6月17日(日)放送の大河ドラマ「西郷どん」(夜8:00-8:45ほか、NHK総合ほか)で「寺田屋騒動」が描かれた。
この事件で壮絶な死をとげる人物が、増田修一朗演じる有馬新七だ。
主人公の西郷吉之助(鈴木亮平)や大久保一蔵(瑛太)らの幼なじみである有馬は、吉之助たちの優しい兄貴分。
薩摩隼人らしい情熱で真っすぐに突き進んだすえに、過激な攘夷運動(じょういうんどう)に関わり、命を燃やしていく有馬の心境を、増田はどう演じたのか。郷中の仲間たちへの思いや、衝撃的な「寺田屋騒動」シーンの撮影でのエピソードなどを聞いた。
――4年ぶりの大河ドラマ出演ですが、出演が決まったときはどのように思いましたか?
オーディションを受けたときには「どっかの役に引っかかればいいな」くらいに思っていたので、有馬役に決まったときには少し驚きましたが、うれしかったです。
約1年ほどの長丁場の撮影になることを覚悟しました。役者人生において、大河ドラマ以外でこんなに長い期間同じ役を演じることもないですし、劇中で約20歳ほど成長するのも初めてだったので、楽しみにしていました。
プレッシャーなどはあまりなくて、それよりも「やってやろう!」という挑戦者の気持ちでした。

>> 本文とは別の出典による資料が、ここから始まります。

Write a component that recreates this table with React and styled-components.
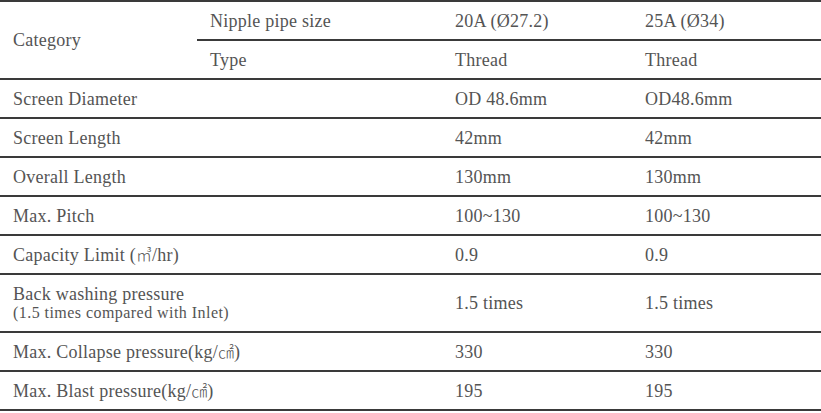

でも、初日の台本の読み合わせのときには、なんで僕がここにいるんだろうとも思いました。今でも、なぜ僕が新七役に選ばれたんだろうとも思いますが、役者人生においては大きなチャンスだと思っているので、自分自身に期待して撮影に臨みました。
――役作りはどのようにしていきましたか?
有馬新七という人物の歴史を調べていくと、頭が切れる策士で、かつ剣術にも長けている、文武両道な人という印象を受けました。
ただ、「西郷どん」では、その頭の良さは表現せずに、武の部分や薩摩隼人らしい、真っすぐに感情に従ってしまう、危うい人物像を演じようと思っていました。
――有馬は、38歳で命を落とす人物ですが、増田さんも現在37歳ということで、役に対して共感する点もあったんでしょうか?
僕もどちらかというと直感型で、曲がったことが嫌いなので、共感できる部分はたくさんありました。
今の時代だと38歳で命を落とすことはとても早いですが、当時では当たり前のようにあったことだと思うんです。
寺田屋騒動のシーンを演じてみて、有馬は(国政の改善のため)いろんな策を練っていたんだけど、うまくいかず、そのけじめとして…自分の死に場所を見つけていたんだろうなと思ったんです。
自分が犠牲になることで、自分の目標を継ぐ人が出てきて、世の中が変わるきっかけになると思って命を落としたんではないかと考えて、あのシーンを演じました。
――有馬は、自ら寺田屋騒動を望んでいたということですか?
「これでいいのか」と迷う気持ちと、誰かがやらなければという気持ちの間で揺れていたんではないでしょうか。
お互いの親きょうだいのことも知っていて、幼いころにはみんなで川で遊んでいたような人同士が斬り合うシーンなので、ピリピリとした緊迫感や緊張感だけではなく、「こんなことしてもいいのか」という揺れる気持ちを表しました。
“有馬が死ぬ”ということ以上に、同士討ちの悲劇がどうして起きてしまったのかということを描けたと思っています。